En el año 2000, 189 naciones se comprometieron en la Declaración del Milenio[1] de las Naciones Unidas a cumplir una serie total de 18 metas sociales y económicas organizadas en 8 objetivos, siguiendo los valores de «un mundo más pacífico, más próspero y más justo» para «crear, en los planos nacional y mundial, un entorno propicio al desarrollo y a la eliminación de la pobreza». En Julio de este año se ha alcanzado ya la mitad del plazo establecido, y los resultados hasta el momento demuestran que los esfuerzos de los gobiernos están siendo absolutamente insuficientes.

Aunque en dicha declaración los países aseguraban que no «escatimarían esfuerzos», la misma organización de las Naciones Unidas reconoce que a pesar de que las medidas para alcanzar los objetivos son fáciles de implementar y no requieren grandes sacrificios, la evolución de los indicadores -que reflejan el mayor o menor éxito del proceso- deja mucho que desear. De hecho, según los cálculos de la red de organizaciones sociales Social Watch, al ritmo actual los objetivos se alcanzarían con casi un siglo de retraso. El fracaso de esta iniciativa está dejando ver que no existe una voluntad real de los países ricos, en cuyas políticas internacionales impera el egoísmo y la sin razón y, en absoluto, la solidaridad. Es indignante ver cómo los gobiernos occidentales llenan sus discursos de buenas intenciones mientras que, a la hora de la verdad, no aportan los recursos que previamente ellos mismos han acordado en reuniones internacionales.

Las partidas destinadas a Ayuda Oficial al Desarrollo (AOD) no dejan lugar a dudas en este sentido. Sólo cinco países cumplían en el año 2005 con el compromiso de destinar el 0’7% del PIB a este objetivo, mientras que el resto no alcanzaba dicha cifra. En el caso de España, por ejemplo, aunque se ha incrementado esta ayuda en un 20% en catorce años, la meta del 0’7 todavía está lejos (0’27% en 2005).

Por otra parte, resulta interesante comprobar que ni siquiera estos compromisos, elementales y factibles tienen cabida dentro del modelo neoliberal que predomina en nuestro mundo. Téngase en cuenta que no estamos hablando de cambiar de modelo, ni siquiera de modificar los parámetros básicos de la distribución de la riqueza que tan privilegiadamente favorecen a los ricos. Se trata, tan sólo, de hacer un pequeño esfuerzo, de establecer un mínimo criterio de redistribución (¿no pueden los lectores imaginar fácilmente lo que les supondría ceder el 0,7% de sus ingresos? ¡es nada!). Pero ni siquiera eso. El neoliberalismo ha desnudado al capitalismo de cualquier rasgo de humanidad. Es el lucro sin limitaciones, la ganancia sin frenos, la acumulación de todo para pocos sin obstáculos. El capitalismo sin límites y sin vergüenzas de nuestros días no admite ni tan siquiera la más mínima concesión a la generosidad, la más elemental renuncia para evitar que los demás se mueran en la nada.

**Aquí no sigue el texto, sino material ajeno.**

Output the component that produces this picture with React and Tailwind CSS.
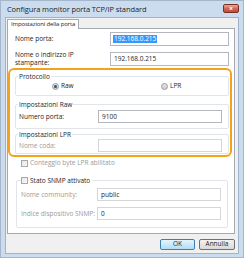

No estamos hablando de establecer el mundo sobre otras bases. Se busca sencillamente que no desaparezca nuestra civilización. ¿O es que hay alguien tan estúpido que crea que este planeta puede soportar largo tiempo la miseria y el destierro de casi las tres quintas partes de sus habitantes sin estallar en mil pedazos?

Por eso es evidente que el fracaso de un proyecto como el de los Objetivos del Milenio es el fracaso del capitalismo, incapaz como se ve de proporcionar recaudo y una mínima satisfacción vital a la población del planeta. Es el fracaso de la civilización que lo acompaña, una civilización convertida en realidad en una tenebrosa barbarie para cientos de millones de personas que no pueden disponer de bienes y servicios básicos porque el poder de los ricos hace que los recursos se deriven hacia la acumulación en manos de muy pocos.

Es, en definitiva, el fracaso de la ética inmoral de lucro como único horizonte del planeta y como guía exclusiva de la acción humana.

Y es justamente por todo ello que levantar con toda la fuerza posible nuestra voz y nuestra acción para avanzar hacia el cumplimiento de estos Objetivos no es ni mucho menos, como creen los izquierdistas de salón, una quimera reformista. Al revés, poner de evidencia la incapacidad del capitalismo neoliberal para satisfacer incluso estas mínimas exigencias de vida es la manera de movilizar y de impulsar la amplia movilización de las conciencias y de la acción que se necesita para avanzar con decisión hacia un mundo más justo y humano.